E, poiché mancano criteri logici da assumere quali ragioni giustificatrici del trattamento differenziato, sussiste la denunciata violazione del principio di eguaglianza.
PER QUESTI MOTIVI
LA CORTE COSTITUZIONALE
1. - Dichiara l'illegittimità costituzionale del n. 1, comma sesto, art. 4 d.l. 1° ottobre 1973, n. 580 (misure urgenti per l'Università) - convertito, con modificazioni, in legge 30 novembre 1973, n. 766-nella parte in cui non comprende tra coloro che esercitano attività professionale o consulenza professionale retribuita anche i dipendenti pubblici e privati.

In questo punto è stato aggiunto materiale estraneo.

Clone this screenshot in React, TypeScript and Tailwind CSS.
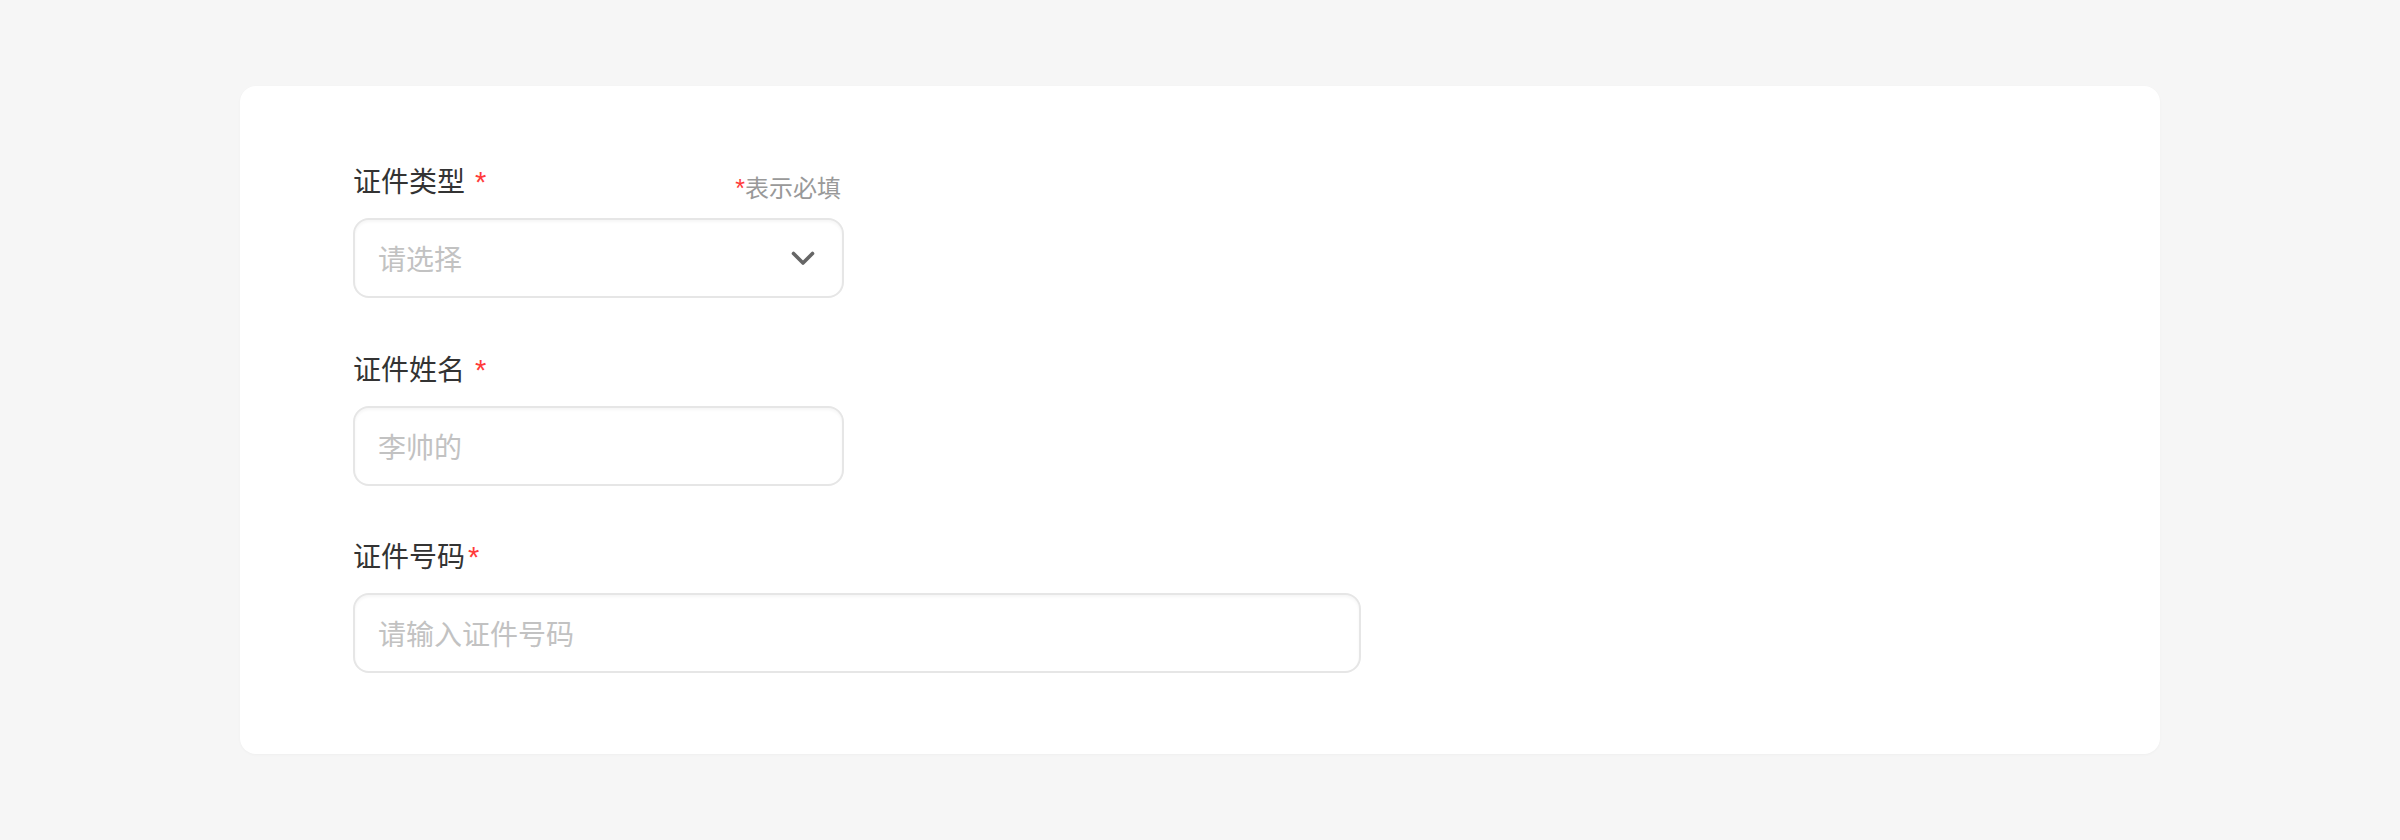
import React from "react";

const font = { fontFamily: '"Noto Sans CJK SC", "Noto Sans", sans-serif' };
const starFont = { fontFamily: '"Liberation Sans", Arial, sans-serif' };

function Star({ size = "text-[29px]" }: { size?: string }) {
  return (
    <span className={`${size} leading-none text-[#ff3b3b]`} style={starFont}>
      *
    </span>
  );
}

function Label({ text, spaced = true }: { text: string; spaced?: boolean }) {
  return (
    <span className="h-[40px] text-[28px] leading-[40px] text-[#333333] flex items-baseline">
      <span>{text}</span>
      <span className={`${spaced ? "ml-[10px]" : "ml-[3px]"} leading-none`}>
        <Star />
      </span>
    </span>
  );
}

function TextField({ placeholder, wide = false }: { placeholder: string; wide?: boolean }) {
  return (
    <input
      type="text"
      placeholder={placeholder}
      className={`${wide ? "w-[1008px]" : "w-[491px]"} h-[80px] px-[23px] rounded-[16px] border-2 border-[#e6e6e6] bg-white text-[28px] text-[#333333] placeholder:text-[#c2c2c2] shadow-[inset_0_2px_3px_rgba(0,0,0,0.04)] outline-none`}
      style={font}
    />
  );
}

export default function App() {
  return (
    <div className="min-h-screen bg-[#f6f6f6] pt-[86px] px-[240px]" style={font}>
      <div className="bg-white rounded-[16px] shadow-[0_1px_3px_rgba(0,0,0,0.03)] h-[668px] pl-[113px] pt-[74px]">
        {/* 证件类型 */}
        <div className="flex flex-col gap-[18px]">
          <div className="w-[491px] h-[40px] flex items-end justify-between pr-[3px]">
            <Label text="证件类型" />
            <span className="h-[26px] text-[24px] leading-[26px] text-[#999999] flex items-baseline">
              <Star size="text-[25px]" />
              <span>表示必填</span>
            </span>
          </div>
          <div className="w-[491px] h-[80px] px-[23px] rounded-[16px] border-2 border-[#e6e6e6] shadow-[inset_0_2px_3px_rgba(0,0,0,0.04)] flex items-center justify-between cursor-pointer">
            <span className="text-[28px] text-[#c2c2c2]">请选择</span>
            <svg width="24" height="15" viewBox="0 0 24 15" className="mr-[4px]">
              <polyline
                points="2.5,2.5 12,12 21.5,2.5"
                fill="none"
                stroke="#666666"
                strokeWidth="3.6"
                strokeLinecap="round"
                strokeLinejoin="round"
              />
            </svg>
          </div>
        </div>

        {/* 证件姓名 */}
        <div className="flex flex-col gap-[18px] mt-[50px]">
          <Label text="证件姓名" />
          <TextField placeholder="李帅的" />
        </div>

        {/* 证件号码 */}
        <div className="flex flex-col gap-[18px] mt-[49px]">
          <Label text="证件号码" spaced={false} />
          <TextField placeholder="请输入证件号码" wide />
        </div>
      </div>
    </div>
  );
}
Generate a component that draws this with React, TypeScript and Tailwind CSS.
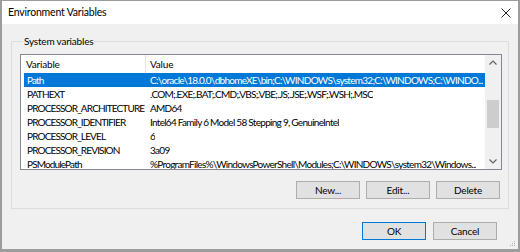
const rows = [
  { name: "Path", value: "C:\\oracle\\18.0.0\\dbhomeXE\\bin;C:\\WINDOWS\\system32;C:\\WINDOWS;C:\\WINDO...", selected: true },
  { name: "PATHEXT", value: ".COM;.EXE;.BAT;.CMD;.VBS;.VBE;.JS;.JSE;.WSF;.WSH;.MSC" },
  { name: "PROCESSOR_ARCHITECTURE", value: "AMD64" },
  { name: "PROCESSOR_IDENTIFIER", value: "Intel64 Family 6 Model 58 Stepping 9, GenuineIntel" },
  { name: "PROCESSOR_LEVEL", value: "6" },
  { name: "PROCESSOR_REVISION", value: "3a09" },
  { name: "PSModulePath", value: "%ProgramFiles%\\WindowsPowerShell\\Modules;C:\\WINDOWS\\system32\\Windows..." },
];

function Button({ label, isDefault }: { label: string; isDefault?: boolean }) {
  return (
    <button
      className={`w-[64px] h-[18px] bg-[#e1e1e1] text-black leading-none border ${
        isDefault ? "border-[#0078d7]" : "border-[#adadad]"
      }`}
    >
      {label}
    </button>
  );
}

export default function App() {
  return (
    <div
      className="w-[520px] h-[252px] bg-[#f0f0f0] border-x-2 border-b-[3px] border-t border-[#9c9c9c] flex flex-col text-[10px] tracking-[-0.2px] text-black relative overflow-hidden"
      style={{ fontFamily: "Lato, 'Noto Sans', sans-serif" }}
    >
      {/* title bar */}
      <div className="h-[23px] bg-white flex items-center justify-between pl-[6px] pr-[6px] shrink-0">
        <span className="text-[10.5px]">Environment Variables</span>
        <svg width="10" height="10" viewBox="0 0 10 10" className="mr-[1px]">
          <path d="M0.5 0.5L9.5 9.5M9.5 0.5L0.5 9.5" stroke="#222" strokeWidth="1" />
        </svg>
      </div>

      {/* group box */}
      <fieldset className="ml-[9px] mt-[10px] w-[498px] min-w-0 border border-[#dcdcdc] pl-[8px] pr-[6px] pt-[6px] pb-[9px] shrink-0">
        <legend className="ml-[3px] px-[1px] leading-[14px]">System variables</legend>

        <div className="h-[116px] border border-[#828790] bg-white flex overflow-hidden">
          <div className="flex-1 min-w-0 flex flex-col overflow-hidden">
            <div className="h-[18px] flex items-center shrink-0">
              <div className="w-[125px] h-full pl-[5px] flex items-center border-r border-[#e5e5e5]">Variable</div>
              <div className="pl-[4px]">Value</div>
            </div>
            {rows.map((r) => (
              <div
                key={r.name}
                className={`h-[14px] shrink-0 flex items-center ml-[3px] whitespace-nowrap ${
                  r.selected ? "bg-[#0078d7] text-white" : ""
                }`}
              >
                <div className="w-[122px] shrink-0 pl-[3px] tracking-[-0.85px]">{r.name}</div>
                <div className="pl-[4px] min-w-0 overflow-hidden tracking-[-0.72px]">{r.value}</div>
              </div>
            ))}
          </div>

          {/* scrollbar */}
          <div className="w-[16px] shrink-0 bg-[#f0f0f0] flex flex-col items-center">
            <div className="h-[15px] flex items-center justify-center">
              <svg width="8" height="5" viewBox="0 0 8 5">
                <path d="M0.5 4.5L4 1L7.5 4.5" stroke="#606060" fill="none" strokeWidth="1.2" />
              </svg>
            </div>
            <div className="flex-1 w-full flex flex-col items-center">
              <div className="mt-[30px] w-[12px] h-[28px] bg-[#cdcdcd]" />
            </div>
            <div className="h-[15px] flex items-center justify-center">
              <svg width="8" height="5" viewBox="0 0 8 5">
                <path d="M0.5 0.5L4 4L7.5 0.5" stroke="#606060" fill="none" strokeWidth="1.2" />
              </svg>
            </div>
          </div>
        </div>

        <div className="mt-[11px] flex justify-end gap-[6px] pr-[2px]">
          <Button label="New..." />
          <Button label="Edit..." />
          <Button label="Delete" />
        </div>
      </fieldset>

      <div className="mt-[13px] flex justify-end gap-[7px] pr-[21px]">
        <Button label="OK" isDefault />
        <Button label="Cancel" />
      </div>

      {/* resize grip */}
      <svg width="6" height="6" viewBox="0 0 6 6" className="absolute right-[2px] bottom-[2px]">
        <rect x="4" y="0" width="1" height="1" fill="#b0b0b0" />
        <rect x="2" y="2" width="1" height="1" fill="#b0b0b0" />
        <rect x="4" y="2" width="1" height="1" fill="#b0b0b0" />
        <rect x="0" y="4" width="1" height="1" fill="#b0b0b0" />
        <rect x="2" y="4" width="1" height="1" fill="#b0b0b0" />
        <rect x="4" y="4" width="1" height="1" fill="#b0b0b0" />
      </svg>
    </div>
  );
}
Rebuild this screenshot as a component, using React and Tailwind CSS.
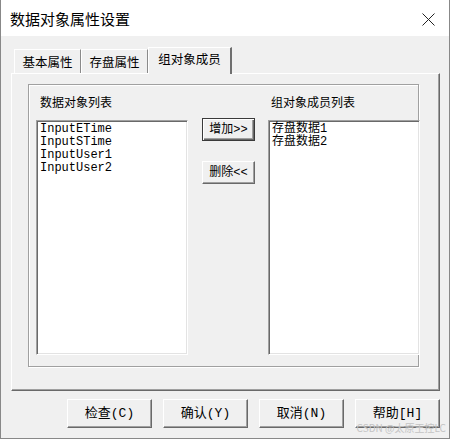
import React from "react";

const ui = { fontFamily: '"Noto Sans CJK SC", "Liberation Sans", sans-serif' };
const mono = { fontFamily: '"Liberation Mono", "Noto Sans CJK SC", monospace' };

const objects = ["InputETime", "InputSTime", "InputUser1", "InputUser2"];
const members = ["存盘数据1", "存盘数据2"];

// 经典 Windows 凸起按钮
const Btn = ({ children, isDefault, className = "" }) => (
  <div
    className={
      "flex items-center justify-center leading-[14px] text-black bg-[#f0f0f0] " +
      (isDefault
        ? "border border-[#3a3a3a] shadow-[inset_1px_1px_0_#ffffff,inset_-1px_-1px_0_#696969,inset_-2px_-2px_0_#a0a0a0] "
        : "border border-t-white border-l-white border-r-[#696969] border-b-[#696969] shadow-[inset_-1px_-1px_0_#a0a0a0] ") +
      className
    }
    style={mono}
  >
    {children}
  </div>
);

// 凹陷列表框
const ListBox = ({ items, className = "" }) => (
  <div
    className={
      "bg-white border border-t-[#a0a0a0] border-l-[#a0a0a0] border-r-white border-b-white shadow-[inset_1px_1px_0_#696969,inset_-1px_-1px_0_#e3e3e3] pl-[3px] pt-[2px] " +
      className
    }
  >
    {items.map((t) => (
      <div key={t} className="text-[12px] leading-[13px] text-black whitespace-nowrap" style={mono}>
        {t}
      </div>
    ))}
  </div>
);

const App = () => {
  return (
    <div className="w-[450px] h-[439px] bg-[#f0f0f0] border-x border-b border-[#888888] flex flex-col relative overflow-hidden">
      {/* Title bar */}
      <div className="h-[36px] bg-white flex items-center justify-between pl-[9px] pr-[14px] pt-[2px] shrink-0">
        <span className="text-[15px] text-black" style={ui}>
          数据对象属性设置
        </span>
        <svg width="13" height="13" viewBox="0 0 13 13">
          <path d="M0.5 0.5 L12.5 12.5 M12.5 0.5 L0.5 12.5" stroke="#222" strokeWidth="1" />
        </svg>
      </div>

      {/* Tabs */}
      <div className="flex items-end h-[26px] mt-[11px] ml-[13px] relative z-10">
        <div
          className="w-[67px] h-[24px] border-t border-l border-white border-r border-r-[#8a8a8a] flex items-center justify-center text-[12.5px] text-black pt-[2px]"
          style={ui}
        >
          基本属性
        </div>
        <div
          className="w-[67px] h-[24px] border-t border-l border-white border-r border-r-[#8a8a8a] flex items-center justify-center text-[12.5px] text-black pt-[2px]"
          style={ui}
        >
          存盘属性
        </div>
        <div
          className="w-[84px] h-[27px] -mb-[1px] bg-[#f0f0f0] border-t border-l border-white border-r-2 border-r-[#6f6f6f] flex items-center justify-center text-[12.5px] text-black pb-[3px]"
          style={ui}
        >
          组对象成员
        </div>
      </div>

      {/* Tab panel */}
      <div className="ml-[10px] w-[429px] h-[318px] border-t border-l border-white border-r border-b border-r-[#696969] border-b-[#696969] shadow-[inset_-1px_-1px_0_#a0a0a0] pt-[10px] pl-[16px]">
        {/* Group box */}
        <div className="w-[391px] h-[283px] border border-[#a0a0a0] shadow-[inset_1px_1px_0_#ffffff,1px_1px_0_#ffffff] flex flex-col">
          <div className="flex mt-[9px] h-[16px] text-[12px] leading-[16px] text-black" style={ui}>
            <span className="ml-[11px] w-[231px]">数据对象列表</span>
            <span>组对象成员列表</span>
          </div>
          <div className="flex items-start mt-[8px] ml-[7px]">
            <ListBox items={objects} className="w-[152px] h-[235px] mt-[2px] shrink-0" />
            <div className="flex flex-col gap-[20px] ml-[14px] w-[53px] shrink-0">
              <Btn isDefault className="h-[23px] text-[12px]">增加&gt;&gt;</Btn>
              <Btn className="h-[23px] text-[12px]">删除&lt;&lt;</Btn>
            </div>
            <ListBox items={members} className="w-[152px] h-[235px] mt-[2px] ml-[13px] shrink-0" />
          </div>
        </div>
      </div>

      {/* Bottom buttons */}
      <div className="flex justify-end gap-[11px] mt-[8px] pr-[9px]">
        <Btn className="w-[85px] h-[29px] text-[13px]">检查(C)</Btn>
        <Btn className="w-[85px] h-[29px] text-[13px]">确认(Y)</Btn>
        <Btn className="w-[85px] h-[29px] text-[13px]">取消(N)</Btn>
        <Btn className="w-[85px] h-[29px] text-[13px]">帮助[H]</Btn>
      </div>

      {/* Watermark */}
      <div
        className="absolute right-[3px] bottom-[5px] text-[10px] leading-[10px] text-[#c4c4c4]"
        style={ui}
      >
        CSDN @太原王控LC
      </div>
    </div>
  );
};

export default App;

2. - Dichiara non fondate le altre questioni, proposte dal Tribunale Amministrativo Regionale per il Piemonte con l'ordinanza 13-20 gennaio 1976, concernenti la legittimità costituzionale: -del n. 1 del comma sesto dell'art. 4 d.l. n. 580 del 1973, in riferimento agli artt. l; 4, commi primo e secondo; 33, comma primo; 34 capoverso; 35, comma primo; 51, comma primo; e 97, comma primo, della Costituzione; -dei numeri 2, 3, 4, 5 del comma sesto dell'art. 4 d.l. n. 580 del 1973, in riferimento agli artt. l; 3, commi primo e secondo; 4, commi primo e secondo; 33, comma primo, 34 capoverso; 35, comma primo; 51, comma primo; e 97, comma primo, della Costituzione.
Così deciso in Roma, nella sede della Corte costituzionale, Palazzo della Consulta, il 12/02/80.
Leonetto AMADEI – Giulio GIONFRIDA - Edoardo VOLTERRA – Guido ASTUTI – Michele ROSSANO – Antonino DE STEFANO – Leopoldo ELIA – Guglielmo ROEHRSSEN – Oronzo REALE - Brunetto BUCCIARELLI DUCCI – Alberto MALAGUGINI – Livio PALADIN – Arnaldo MACCARONE – Antonio LA PERGOLA – Virgilio ANDRIOLI
Giovanni VITALE - Cancelliere
Depositata in cancelleria il 15/02/80.